5. EFFECTIVE DATE OF THE PLAN. The Plan shall become effective as of October
1, 1994; provided that the Plan is approved and ratified by the stockholders
of the Company at a meeting thereof held no later than March 1, 1995. The
Plan shall remain in effect until it has been terminated pursuant to Section
8.
6. RIGHT TO TERMINATE EMPLOYMENT. Nothing in the Plan shall confer upon any
Participant the right to continue in the employment of the Company or any
Subsidiary or affect any right which the Company or any Subsidiary may have
to terminate the employment of a Participant with or without cause.
7. TAX WITHHOLDING. The Company shall have the right to withhold from cash
payments under the Plan to a Participant or other person an amount sufficient
to cover any required withholding taxes.
8. AMENDMENT, MODIFICATION AND TERMINATION OF THE PLAN. The Board may at any
time terminate, suspend or modify the Plan and the terms and provisions of
any Award theretofore awarded to any Participant which has not been paid.
Amendments are subject to approval of the stockholders of the Company only if
such approval is necessary to maintain the Plan in compliance with the
requirements of Section 162(m) of the Code, its successor provisions or any
other applicable law or regulation. No Award may be granted during any
suspension of the Plan or after its termination.
9. UNFUNDED PLAN. The Plan shall be unfunded and the Company shall not be
required to segregate any assets that may at any time be represented by
Awards under the Plan.
10. OTHER BENEFIT AND COMPENSATION PROGRAMS. Neither the adoption of the Plan
by the Board nor its submission to the stockholders of the Company shall be
construed as creating any limitation on the power of the Board to adopt such
other incentive arrangements as it may deem necessary. Payments received by a
Participant under an Award made pursuant to the Plan shall not be deemed a
part of a Participant's regular, recurring compensation for purposes of the
termination, indemnity or severance pay law of any country and shall not be
included in, nor have any effect on, the determination of benefits under any
other employee benefit plan, contract or similar arrangement provided by the
Company or any Subsidiary unless expressly so provided by such other plan,
contract or arrangement, or unless the Committee expressly determines that an
Award or portion of an Award should be included to accurately reflect
competitive compensation practices or to recognize that an Award has been
made in lieu of a portion of competitive cash compensation.

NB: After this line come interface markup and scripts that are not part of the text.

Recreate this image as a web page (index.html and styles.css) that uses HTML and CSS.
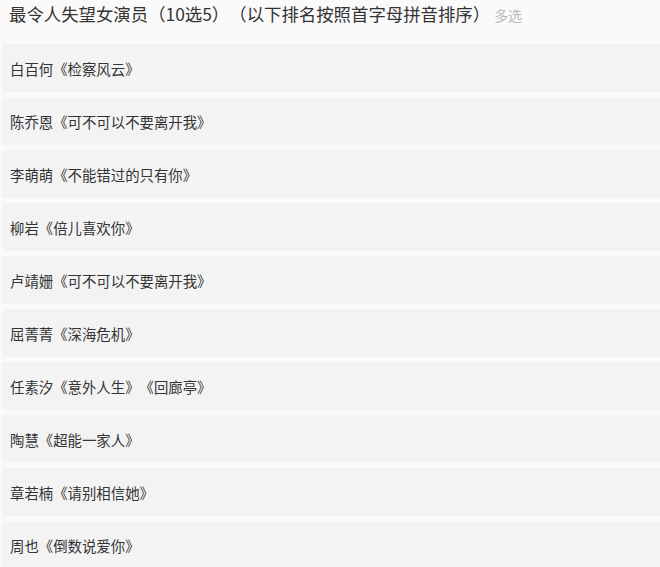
FILE: index.html
```html
<!DOCTYPE html>
<html lang="zh-CN">
<head>
<meta charset="utf-8">
<link rel="stylesheet" href="styles.css">
</head>
<body>
<div class="poll">
  <div class="title">最令人失望女演员（10选5）（以下排名按照首字母拼音排序）<span class="tag">多选</span></div>
  <ul class="options">
    <li class="option">白百何《检察风云》</li>
    <li class="option">陈乔恩《可不可以不要离开我》</li>
    <li class="option">李萌萌《不能错过的只有你》</li>
    <li class="option">柳岩《倍儿喜欢你》</li>
    <li class="option">卢靖姗《可不可以不要离开我》</li>
    <li class="option">屈菁菁《深海危机》</li>
    <li class="option">任素汐《意外人生》《回廊亭》</li>
    <li class="option">陶慧《超能一家人》</li>
    <li class="option">章若楠《请别相信她》</li>
    <li class="option">周也《倒数说爱你》</li>
  </ul>
</div>
</body>
</html>
```
FILE: styles.css
```css
html, body {
  margin: 0;
  padding: 0;
  background: #fafafa;
}
body {
  font-family: "Microsoft YaHei", "Noto Sans CJK SC", "Noto Sans", sans-serif;
  color: #333;
  width: 660px;
  height: 567px;
  overflow: hidden;
  text-spacing-trim: space-all;
}
.poll {
  padding-top: 2px;
}
.title {
  font-size: 17.4px;
  line-height: 24px;
  padding-left: 9px;
  height: 38px;
  color: #333;
}
.tag {
  font-size: 14px;
  color: #bbb;
  margin-left: 4px;
}
.options {
  list-style: none;
  margin: 4px 0 0 2px;
  padding: 0;
  display: flex;
  flex-direction: column;
  gap: 5px;
}
.option {
  background: #f3f3f3;
  height: 48px;
  display: flex;
  align-items: center;
  padding-left: 8px;
  font-size: 14.4px;
  color: #333;
}
```
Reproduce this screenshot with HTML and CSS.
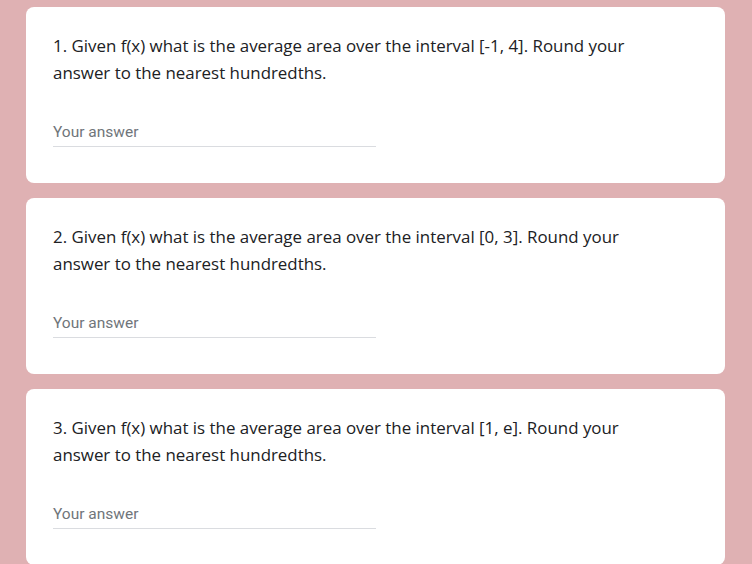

11. GOVERNING LAW. To the extent that Federal laws do not otherwise control,
the Plan and all determinations made and actions taken pursuant to the Plan
shall be governed by the laws of Minnesota and construed accordingly.
EXHIBIT B
PIPER JAFFRAY COMPANIES INC. STOCK INVESTMENT PLAN
1. PURPOSE AND SCOPE OF PLAN. The purpose of this Piper Jaffray Companies
Inc. Stock Investment Plan (the "Plan") is to provide the employees of Piper
Jaffray Companies Inc. (the "Company") and its affiliates with an opportunity
to acquire a proprietary interest in the Company through the purchase of its
common stock and, thus, to develop a stronger incentive to work for the
continued success of the Company. The Plan is intended to be an "employee
stock purchase plan" within the meaning of Section 423(b) of the Internal
Revenue Code of 1986, as amended, and shall be interpreted and administered
in a manner consistent with such intent.
2. DEFINITIONS.
2.1 The terms defined in this section are used (and capitalized)
elsewhere in this Plan:
(a) "Affiliate" means any corporation that is a "parent
corporation" or "subsidiary corporation" of the Company, as
defined in Sections 424(e) and 424(f) of the Code, or any
successor provision.
(b) "Board of Directors" means the Board of Directors of the
Company.
(c) "Code" means the Internal Revenue Code of 1986, as amended
from time to time.
(d) "Committee" means three or more Disinterested Persons
designated by the Board of Directors to administer the Plan under
Section 13.
(e) "Common Stock" means the common stock, $1 par value per
share (as such par value may be adjusted from time to time), of
the Company.
(f) "Company" means Piper Jaffray Companies Inc.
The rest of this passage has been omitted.